Sous un angle strictement juridique, le caractère automatique de l’anéantissement de la clause limitative de responsabilité avait déjà été remis en cause à plusieurs reprises. La décision du 29 juin 2010 vient donc mettre un terme à ce débat passionné.
Par ailleurs, d’un point de vue économique, l'interprétation in concreto de l'économie générale du contrat, désormais portée par les juges, devrait faciliter l'appréciation délicate de la validité de la clause limitative de responsabilité. Compte tenu de cette nouvelle grille de lecture, et d'appréciation des risques, les professionnels devraient être plus à même de maitriser les risques liés à leurs activités, grâce à une meilleure prévisibilité des coûts liés à la réparation d’éventuels préjudices. Il en va ainsi de la détermination d’un plafond d’indemnisation acceptable par les parties cocontractantes.

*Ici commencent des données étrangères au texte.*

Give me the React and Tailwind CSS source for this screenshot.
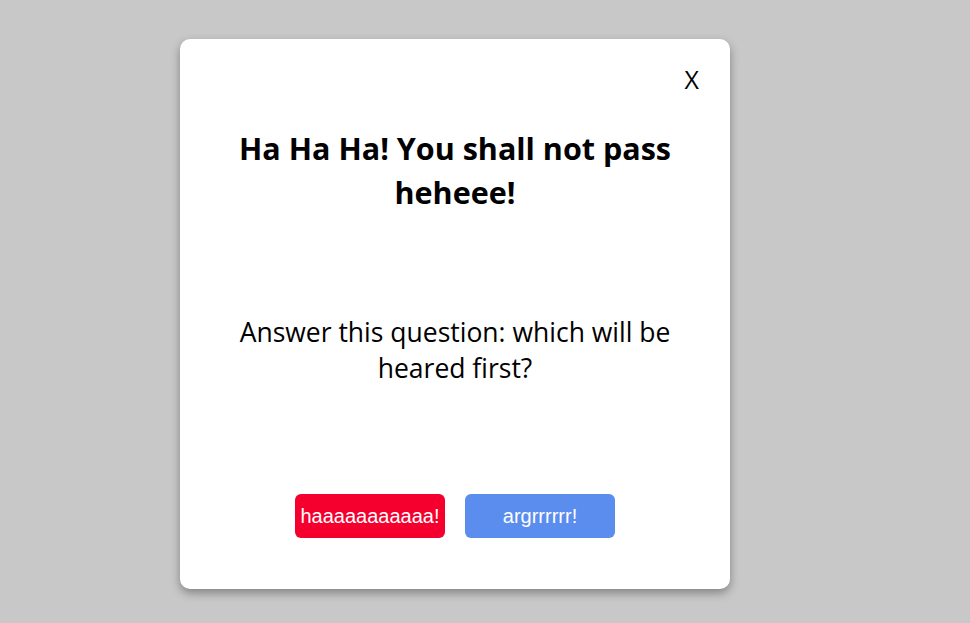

En conclusion : L'arrêt du 29 juin 2010 rendu par la Cour de Cassation dans le cadre de l'affaire Faurecia vient apporter des précisions essentielles nécessaires à l'appréciation de la validité des clauses limitatives de responsabilité. Le caractère non dérisoire de l’indemnisation, l’équilibre général du contrat, et l’absence de contradiction avec l’obligation essentielle, devront désormais être pris en compte avant d'entériner les termes d'un contrat.